For all the talk about ROI and measuring social media’s impact on business from practitioners, it’s clear that we have a long way to go. I attended several social media sessions (see notes from the Future of Social Business)and none of them focused on metrics.
Even when audience members asked ROI questions, many of the panelists skirted around the answer and didn’t offer specific metrics for different objectives. Major disappoint for me, and I think others too. I hope to see a decent set of panelists from different sized brands that offer specific metrics next year. There a lot of companies that need help in defining those metrics so they can sell the plan up the chain.
5. Foursquare will win the location game.
Location, location, location. Everywhere you went at SXSW, people and panelists were talking about Gowalla and Foursquare, location-based social apps that allow users to check into locations and potentially earn deals and/or virtual goods.
My opinion is Foursquare is going to win the battle of the current location apps out on the market.

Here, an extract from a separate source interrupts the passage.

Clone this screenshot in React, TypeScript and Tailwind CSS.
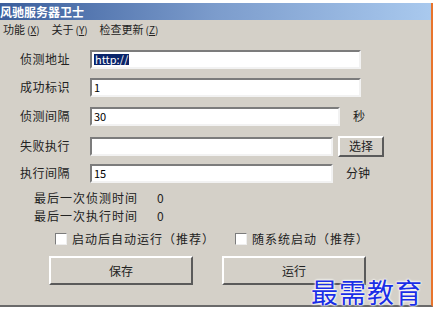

It has a better user interface, larger user base and will appeal to both businesses and consumers as they roll out some of the upcoming features. Businesses will be attracted to the dashboard services that will offer them a deep understanding of their most frequent and core customers, and consumers will be attracted to the Yelp-like model of being the most frequent user, or “mayor” as they are called on Foursquare. Sure, Gowalla and other platforms, including Facebook, will share a piece of the pie, but I’m putting my money on Foursquare.
7. It’s about way more than the conference.
Like everyone on Twitter, I saw a boatload of tweets knocking SXSW as simply being a conference to go party and have fun. Sure, most of us stayed up into the wee hours of the morning and partied our assess off, but South By is about much more than that.
If you are new to the web space, you can get a lot of value out of the sessions. And if you have been around the block for a few years, chances are you have made some like-minded friends across the globe. SXSW gives you the chance to reconnect with those friends and make new ones. You never know when a conversation is going to lead to new business or when a session will spark an idea for a current client.
Stop bashing SXSW and come see what the hoopla is all about.
8. Phoenix has it better than most.
The number of folks I talked to about what is and isn’t going on in their hometowns was incredible, and their insight has given me a fresh new perspective on the little city I call home. Yeah, we aren’t San Fran or Silicon Valley, nor are we Boulder, Portland or Seattle, but Phoenix has a lot more going for it in the marketing, creative, web development and community space then most towns.
You won’t find me complaining any more about our gem in the desert. We have some of the best marketing and creative minds in the country, one best Ignite’s in the World, coworking spaces like Gangplank and others that most cities don’t have and we all have done a pretty decent job of getting to know each other. Let me know tell you that these types of events, places, organizations and the connected community that we have are not found in many places.
9. Long hashtags suck.
Nothing more to say here, but long hashtags suck. Even if the SXSW committee is going to compile the conversation based on those hashtags and publish them, find a better way. Maybe each session can have a unique number (i.e. SXSWi109). Sure you’d get some rogue tweets or messages, but at least every freaking panelist and audience member wouldn’t be complaining about the excessive number of 20+ character hashtags. Long hashtags mean less context. Less context means crappy conversation.
10. Content strategy is still not getting enough attention.
Don’t get me wrong, there were a few sessions on content strategy, but only one of them was worth the time and that was Kristina Halvorsons’ (see the notes from Mike Corak or read her book). I’m not sure why SXSW and other digital conferences are not this discipline more focus. Businesses with any sort of web presence are going to get bit in the ass if they don’t start paying attention to their own content strategy. Those that do will win.